Every entry below should be printed exactly, without its images.

____ Dataset records

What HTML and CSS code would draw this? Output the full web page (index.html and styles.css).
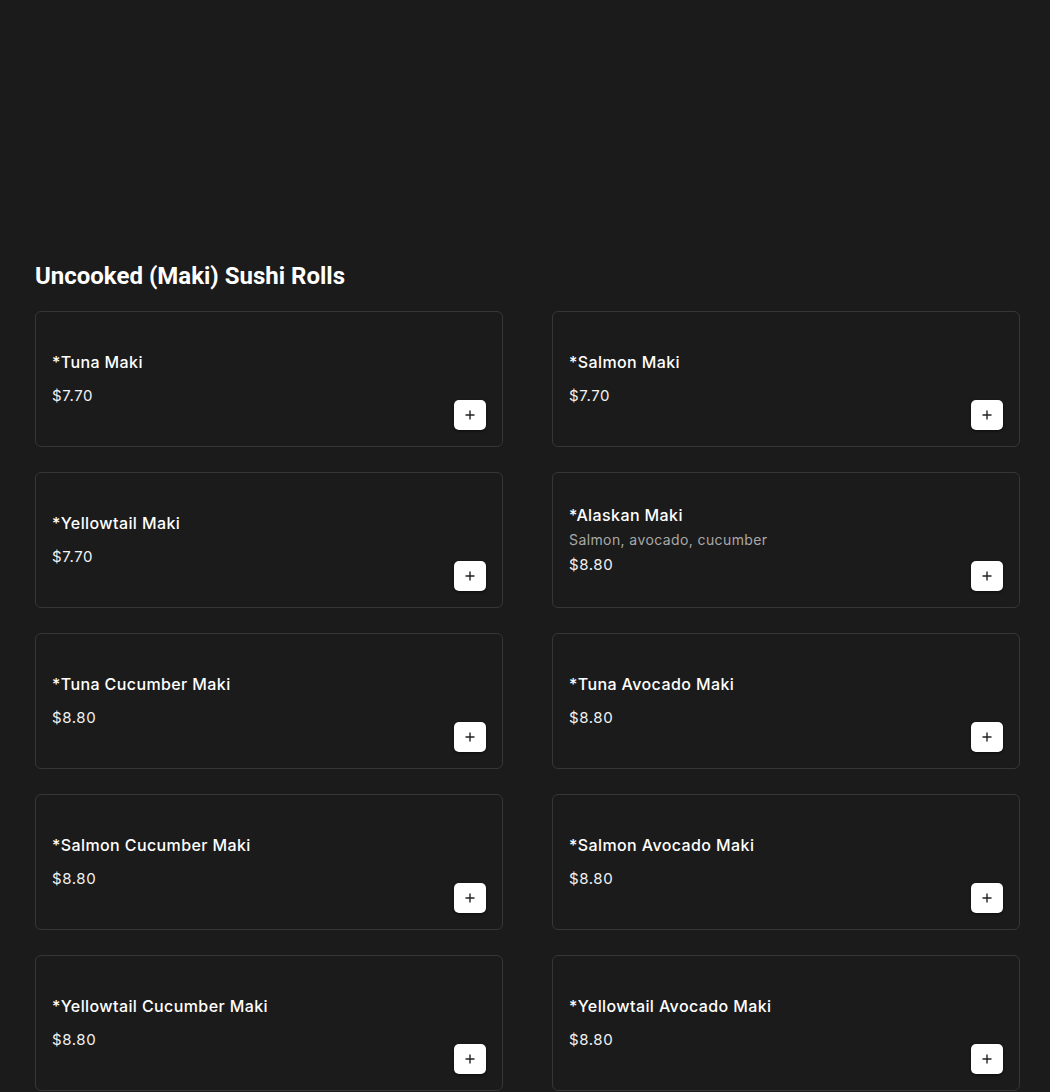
FILE: index.html
```html
<!DOCTYPE html>
<html>
<head>
<meta charset="utf-8">
<link rel="stylesheet" href="styles.css">
</head>
<body>
<main class="menu">
  <h2 class="section-title">Uncooked (Maki) Sushi Rolls</h2>
  <div class="grid">
    <div class="card"><div class="info"><div class="name">*Tuna Maki</div><div class="price">$7.70</div></div><button class="add"><svg viewBox="0 0 12 12" width="12" height="12"><path d="M6 1.5v9M1.5 6h9" stroke="#222" stroke-width="1.4" fill="none"/></svg></button></div>
    <div class="card"><div class="info"><div class="name">*Salmon Maki</div><div class="price">$7.70</div></div><button class="add"><svg viewBox="0 0 12 12" width="12" height="12"><path d="M6 1.5v9M1.5 6h9" stroke="#222" stroke-width="1.4" fill="none"/></svg></button></div>
    <div class="card"><div class="info"><div class="name">*Yellowtail Maki</div><div class="price">$7.70</div></div><button class="add"><svg viewBox="0 0 12 12" width="12" height="12"><path d="M6 1.5v9M1.5 6h9" stroke="#222" stroke-width="1.4" fill="none"/></svg></button></div>
    <div class="card"><div class="info"><div class="name">*Alaskan Maki</div><div class="desc">Salmon, avocado, cucumber</div><div class="price">$8.80</div></div><button class="add"><svg viewBox="0 0 12 12" width="12" height="12"><path d="M6 1.5v9M1.5 6h9" stroke="#222" stroke-width="1.4" fill="none"/></svg></button></div>
    <div class="card"><div class="info"><div class="name">*Tuna Cucumber Maki</div><div class="price">$8.80</div></div><button class="add"><svg viewBox="0 0 12 12" width="12" height="12"><path d="M6 1.5v9M1.5 6h9" stroke="#222" stroke-width="1.4" fill="none"/></svg></button></div>
    <div class="card"><div class="info"><div class="name">*Tuna Avocado Maki</div><div class="price">$8.80</div></div><button class="add"><svg viewBox="0 0 12 12" width="12" height="12"><path d="M6 1.5v9M1.5 6h9" stroke="#222" stroke-width="1.4" fill="none"/></svg></button></div>
    <div class="card"><div class="info"><div class="name">*Salmon Cucumber Maki</div><div class="price">$8.80</div></div><button class="add"><svg viewBox="0 0 12 12" width="12" height="12"><path d="M6 1.5v9M1.5 6h9" stroke="#222" stroke-width="1.4" fill="none"/></svg></button></div>
    <div class="card"><div class="info"><div class="name">*Salmon Avocado Maki</div><div class="price">$8.80</div></div><button class="add"><svg viewBox="0 0 12 12" width="12" height="12"><path d="M6 1.5v9M1.5 6h9" stroke="#222" stroke-width="1.4" fill="none"/></svg></button></div>
    <div class="card"><div class="info"><div class="name">*Yellowtail Cucumber Maki</div><div class="price">$8.80</div></div><button class="add"><svg viewBox="0 0 12 12" width="12" height="12"><path d="M6 1.5v9M1.5 6h9" stroke="#222" stroke-width="1.4" fill="none"/></svg></button></div>
    <div class="card"><div class="info"><div class="name">*Yellowtail Avocado Maki</div><div class="price">$8.80</div></div><button class="add"><svg viewBox="0 0 12 12" width="12" height="12"><path d="M6 1.5v9M1.5 6h9" stroke="#222" stroke-width="1.4" fill="none"/></svg></button></div>
  </div>
</main>
</body>
</html>
```
FILE: styles.css
```css
html, body {
  margin: 0;
  padding: 0;
  background: #1b1b1b;
}
.menu {
  padding: 261px 30px 0 35px;
  font-family: Inter, "Noto Sans", sans-serif;
  color: #fff;
}
.section-title {
  margin: 0 0 20px 0;
  font-family: Roboto, "Noto Sans", sans-serif;
  font-weight: 700;
  font-size: 24px;
  line-height: 30px;
  color: #fff;
}
.grid {
  display: grid;
  grid-template-columns: 1fr 1fr;
  column-gap: 49px;
  row-gap: 25px;
}
.card {
  box-sizing: border-box;
  height: 136px;
  border: 1px solid #363636;
  border-radius: 6px;
  padding: 16px;
  display: flex;
  justify-content: space-between;
}
.info {
  align-self: center;
  display: flex;
  flex-direction: column;
}
.name {
  font-size: 16px;
  font-weight: 500;
  line-height: 22px;
  letter-spacing: 0.4px;
  color: #fff;
}
.desc {
  margin-top: 4px;
  font-size: 14px;
  line-height: 20px;
  letter-spacing: 0.4px;
  color: #a9a9a9;
}
.price {
  margin-top: 12px;
  font-size: 15px;
  font-weight: 400;
  line-height: 22px;
  letter-spacing: 0.6px;
  color: #f2f2f2;
}
.desc + .price {
  margin-top: 4px;
}
.add {
  align-self: flex-end;
  width: 32px;
  height: 30px;
  padding: 0;
  border: none;
  border-radius: 5px;
  background: #fff;
  display: flex;
  align-items: center;
  justify-content: center;
  box-shadow: 0 1px 3px rgba(0,0,0,0.6);
  cursor: pointer;
}
```
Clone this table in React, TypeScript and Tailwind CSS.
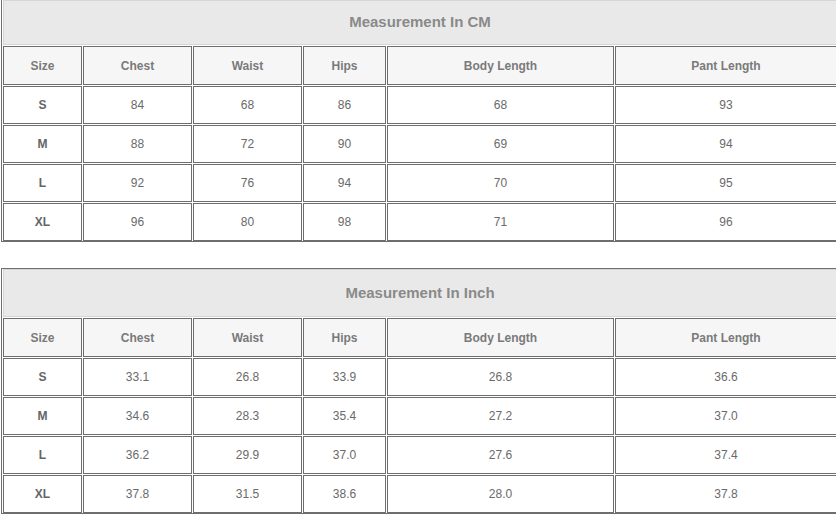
import React from "react";

const headers = ["Size", "Chest", "Waist", "Hips", "Body Length", "Pant Length"];

const cm = [
  ["S", "84", "68", "86", "68", "93"],
  ["M", "88", "72", "90", "69", "94"],
  ["L", "92", "76", "94", "70", "95"],
  ["XL", "96", "80", "98", "71", "96"],
];

const inch = [
  ["S", "33.1", "26.8", "33.9", "26.8", "36.6"],
  ["M", "34.6", "28.3", "35.4", "27.2", "37.0"],
  ["L", "36.2", "29.9", "37.0", "27.6", "37.4"],
  ["XL", "37.8", "31.5", "38.6", "28.0", "37.8"],
];

function SizeTable({ title, rows, titleH, topBorder }: { title: string; rows: string[][]; titleH: string; topBorder: boolean }) {
  return (
    <div
      className={`w-[836px] ml-[1px] border-[#6e6e6e] border-l border-b border-r-0 ${topBorder ? "border-t" : ""}`}
    >
      <div className="grid grid-cols-[79px_109px_109px_83px_227px_222px] gap-[1px] pl-[1px]">
        <div
          className={`col-span-6 ${titleH} bg-[#e9e9e9] border border-[#d6d6d6] flex items-center justify-center text-[15px] font-bold text-[#8a8a8a]`}
        >
          {title}
        </div>
        {headers.map((h) => (
          <div
            key={h}
            className="h-[39px] bg-[#f6f6f6] border border-[#6e6e6e] flex items-center justify-center text-[12px] font-bold text-[#7a7a7a]"
          >
            {h}
          </div>
        ))}
        {rows.map((r) =>
          r.map((c, i) => (
            <div
              key={r[0] + i}
              className={`h-[38px] bg-white border border-[#6e6e6e] flex items-center justify-center text-[12px] ${
                i === 0 ? "font-bold text-[#666666]" : "text-[#6a6a6a]"
              }`}
            >
              {c}
            </div>
          ))
        )}
      </div>
    </div>
  );
}

export default function App() {
  return (
    <div
      className="w-[836px] h-[517px] bg-white overflow-hidden"
      style={{ fontFamily: '"Liberation Sans", Arial, sans-serif' }}
    >
      <SizeTable title="Measurement In CM" rows={cm} titleH="h-[45px]" topBorder={false} />
      <div className="h-[26px]" />
      <SizeTable title="Measurement In Inch" rows={inch} titleH="h-[48px]" topBorder={true} />
    </div>
  );
}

________

# [Problem solution]
What HTML and CSS code would draw this? Output the full web page (index.html and styles.css).
FILE: index.html
```html
<!DOCTYPE html>
<html>
<head>
<meta charset="utf-8">
<link rel="stylesheet" href="styles.css">
</head>
<body>
<main class="menu">
  <h2 class="section-title">Uncooked (Maki) Sushi Rolls</h2>
  <div class="grid">
    <div class="card"><div class="info"><div class="name">*Tuna Maki</div><div class="price">$7.70</div></div><button class="add"><svg viewBox="0 0 12 12" width="12" height="12"><path d="M6 1.5v9M1.5 6h9" stroke="#222" stroke-width="1.4" fill="none"/></svg></button></div>
    <div class="card"><div class="info"><div class="name">*Salmon Maki</div><div class="price">$7.70</div></div><button class="add"><svg viewBox="0 0 12 12" width="12" height="12"><path d="M6 1.5v9M1.5 6h9" stroke="#222" stroke-width="1.4" fill="none"/></svg></button></div>
    <div class="card"><div class="info"><div class="name">*Yellowtail Maki</div><div class="price">$7.70</div></div><button class="add"><svg viewBox="0 0 12 12" width="12" height="12"><path d="M6 1.5v9M1.5 6h9" stroke="#222" stroke-width="1.4" fill="none"/></svg></button></div>
    <div class="card"><div class="info"><div class="name">*Alaskan Maki</div><div class="desc">Salmon, avocado, cucumber</div><div class="price">$8.80</div></div><button class="add"><svg viewBox="0 0 12 12" width="12" height="12"><path d="M6 1.5v9M1.5 6h9" stroke="#222" stroke-width="1.4" fill="none"/></svg></button></div>
    <div class="card"><div class="info"><div class="name">*Tuna Cucumber Maki</div><div class="price">$8.80</div></div><button class="add"><svg viewBox="0 0 12 12" width="12" height="12"><path d="M6 1.5v9M1.5 6h9" stroke="#222" stroke-width="1.4" fill="none"/></svg></button></div>
    <div class="card"><div class="info"><div class="name">*Tuna Avocado Maki</div><div class="price">$8.80</div></div><button class="add"><svg viewBox="0 0 12 12" width="12" height="12"><path d="M6 1.5v9M1.5 6h9" stroke="#222" stroke-width="1.4" fill="none"/></svg></button></div>
    <div class="card"><div class="info"><div class="name">*Salmon Cucumber Maki</div><div class="price">$8.80</div></div><button class="add"><svg viewBox="0 0 12 12" width="12" height="12"><path d="M6 1.5v9M1.5 6h9" stroke="#222" stroke-width="1.4" fill="none"/></svg></button></div>
    <div class="card"><div class="info"><div class="name">*Salmon Avocado Maki</div><div class="price">$8.80</div></div><button class="add"><svg viewBox="0 0 12 12" width="12" height="12"><path d="M6 1.5v9M1.5 6h9" stroke="#222" stroke-width="1.4" fill="none"/></svg></button></div>
    <div class="card"><div class="info"><div class="name">*Yellowtail Cucumber Maki</div><div class="price">$8.80</div></div><button class="add"><svg viewBox="0 0 12 12" width="12" height="12"><path d="M6 1.5v9M1.5 6h9" stroke="#222" stroke-width="1.4" fill="none"/></svg></button></div>
    <div class="card"><div class="info"><div class="name">*Yellowtail Avocado Maki</div><div class="price">$8.80</div></div><button class="add"><svg viewBox="0 0 12 12" width="12" height="12"><path d="M6 1.5v9M1.5 6h9" stroke="#222" stroke-width="1.4" fill="none"/></svg></button></div>
  </div>
</main>
</body>
</html>
```
FILE: styles.css
```css
html, body {
  margin: 0;
  padding: 0;
  background: #1b1b1b;
}
.menu {
  padding: 261px 30px 0 35px;
  font-family: Inter, "Noto Sans", sans-serif;
  color: #fff;
}
.section-title {
  margin: 0 0 20px 0;
  font-family: Roboto, "Noto Sans", sans-serif;
  font-weight: 700;
  font-size: 24px;
  line-height: 30px;
  color: #fff;
}
.grid {
  display: grid;
  grid-template-columns: 1fr 1fr;
  column-gap: 49px;
  row-gap: 25px;
}
.card {
  box-sizing: border-box;
  height: 136px;
  border: 1px solid #363636;
  border-radius: 6px;
  padding: 16px;
  display: flex;
  justify-content: space-between;
}
.info {
  align-self: center;
  display: flex;
  flex-direction: column;
}
.name {
  font-size: 16px;
  font-weight: 500;
  line-height: 22px;
  letter-spacing: 0.4px;
  color: #fff;
}
.desc {
  margin-top: 4px;
  font-size: 14px;
  line-height: 20px;
  letter-spacing: 0.4px;
  color: #a9a9a9;
}
.price {
  margin-top: 12px;
  font-size: 15px;
  font-weight: 400;
  line-height: 22px;
  letter-spacing: 0.6px;
  color: #f2f2f2;
}
.desc + .price {
  margin-top: 4px;
}
.add {
  align-self: flex-end;
  width: 32px;
  height: 30px;
  padding: 0;
  border: none;
  border-radius: 5px;
  background: #fff;
  display: flex;
  align-items: center;
  justify-content: center;
  box-shadow: 0 1px 3px rgba(0,0,0,0.6);
  cursor: pointer;
}
```
Clone this table in React, TypeScript and Tailwind CSS.
import React from "react";

const headers = ["Size", "Chest", "Waist", "Hips", "Body Length", "Pant Length"];

const cm = [
  ["S", "84", "68", "86", "68", "93"],
  ["M", "88", "72", "90", "69", "94"],
  ["L", "92", "76", "94", "70", "95"],
  ["XL", "96", "80", "98", "71", "96"],
];

const inch = [
  ["S", "33.1", "26.8", "33.9", "26.8", "36.6"],
  ["M", "34.6", "28.3", "35.4", "27.2", "37.0"],
  ["L", "36.2", "29.9", "37.0", "27.6", "37.4"],
  ["XL", "37.8", "31.5", "38.6", "28.0", "37.8"],
];

function SizeTable({ title, rows, titleH, topBorder }: { title: string; rows: string[][]; titleH: string; topBorder: boolean }) {
  return (
    <div
      className={`w-[836px] ml-[1px] border-[#6e6e6e] border-l border-b border-r-0 ${topBorder ? "border-t" : ""}`}
    >
      <div className="grid grid-cols-[79px_109px_109px_83px_227px_222px] gap-[1px] pl-[1px]">
        <div
          className={`col-span-6 ${titleH} bg-[#e9e9e9] border border-[#d6d6d6] flex items-center justify-center text-[15px] font-bold text-[#8a8a8a]`}
        >
          {title}
        </div>
        {headers.map((h) => (
          <div
            key={h}
            className="h-[39px] bg-[#f6f6f6] border border-[#6e6e6e] flex items-center justify-center text-[12px] font-bold text-[#7a7a7a]"
          >
            {h}
          </div>
        ))}
        {rows.map((r) =>
          r.map((c, i) => (
            <div
              key={r[0] + i}
              className={`h-[38px] bg-white border border-[#6e6e6e] flex items-center justify-center text-[12px] ${
                i === 0 ? "font-bold text-[#666666]" : "text-[#6a6a6a]"
              }`}
            >
              {c}
            </div>
          ))
        )}
      </div>
    </div>
  );
}

export default function App() {
  return (
    <div
      className="w-[836px] h-[517px] bg-white overflow-hidden"
      style={{ fontFamily: '"Liberation Sans", Arial, sans-serif' }}
    >
      <SizeTable title="Measurement In CM" rows={cm} titleH="h-[45px]" topBorder={false} />
      <div className="h-[26px]" />
      <SizeTable title="Measurement In Inch" rows={inch} titleH="h-[48px]" topBorder={true} />
    </div>
  );
}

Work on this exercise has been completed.